Johns Hopkins scientists have discovered to their surprise that nerves in the mammalian brain’s white matter do more than just ferry information between different brain regions, but in fact process information the way gray matter cells do.
The discovery in mouse cells, outlined in the cover story of the March issue of Nature Neuroscience, shows that brain cells “talk” with each other in more ways than previously thought.
“We were surprised to see these nerve axons talking to other cells in the white matter,” says Dwight Bergles, Ph.D., an associate professor of neuroscience at Hopkins.

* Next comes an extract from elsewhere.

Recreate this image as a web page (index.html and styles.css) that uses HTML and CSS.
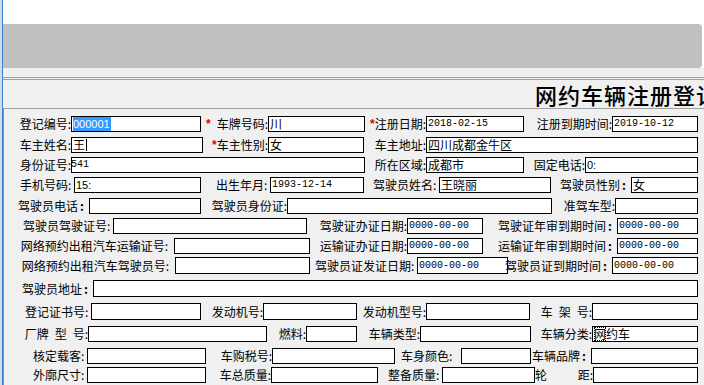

The discovery focuses on oligodendrocyte precursor cells (OPCs), whose main role when they mature into oligodendrocytes is to wrap themselves around and insulate nerves with a whitish coat of protective myelin. The immature cells simply hang around and divide very slowly, waiting to be spurred into action.
To learn more about OPCs that reside in the brain’s white matter, the Johns Hopkins researchers measured activity from individual precursor cells in the corpus callosum, a region of white matter that connects the two brain hemispheres. To their surprise, OPCs were found to have electrical signals produced by the neurotransmitter glutamate, similar to the signals used as the principle means of cell-to-cell communication and information processing in the gray matter. The phenomenon was unlikely, they said, because in the mouse brain, OPCs in the myelin-rich white matter are far from synapses, the points of contact between nerves where glutamate is released.
Theorizing that OPCs might have experienced glutamate in some less obvious way in this area of the brain, Bergles and his team studied nearby nerve cells to figure out where the glutamate might be coming from.
By forcing single nerve cells to become excited one at a time, they discovered that as electrical impulses are carried along the nerves, glutamate is released and causes electrical signals in the OPCs. A further microscopic hunt revealed that pools of glutamate were present in the nerve fibers wherever they touched OPCs. All of the nerve cells in the white matter that released glutamate within reach of OPCs, moreover, had something in common: no myelin insulation.
Normally myelin speeds electrical impulses. Cells lacking the coating fire 20 to 90 times slower than cells coated with myelin. Myelin loss is well known to impair signaling and information processing, causing nerve cells to die and creating such neurodegenerative conditions as multiple sclerosis.
Bergles speculates that this white matter activity his team discovered may help “naked” nerve cells signal nearby OPCs and say “cover me with myelin because we need to replace another cell that has been damaged.”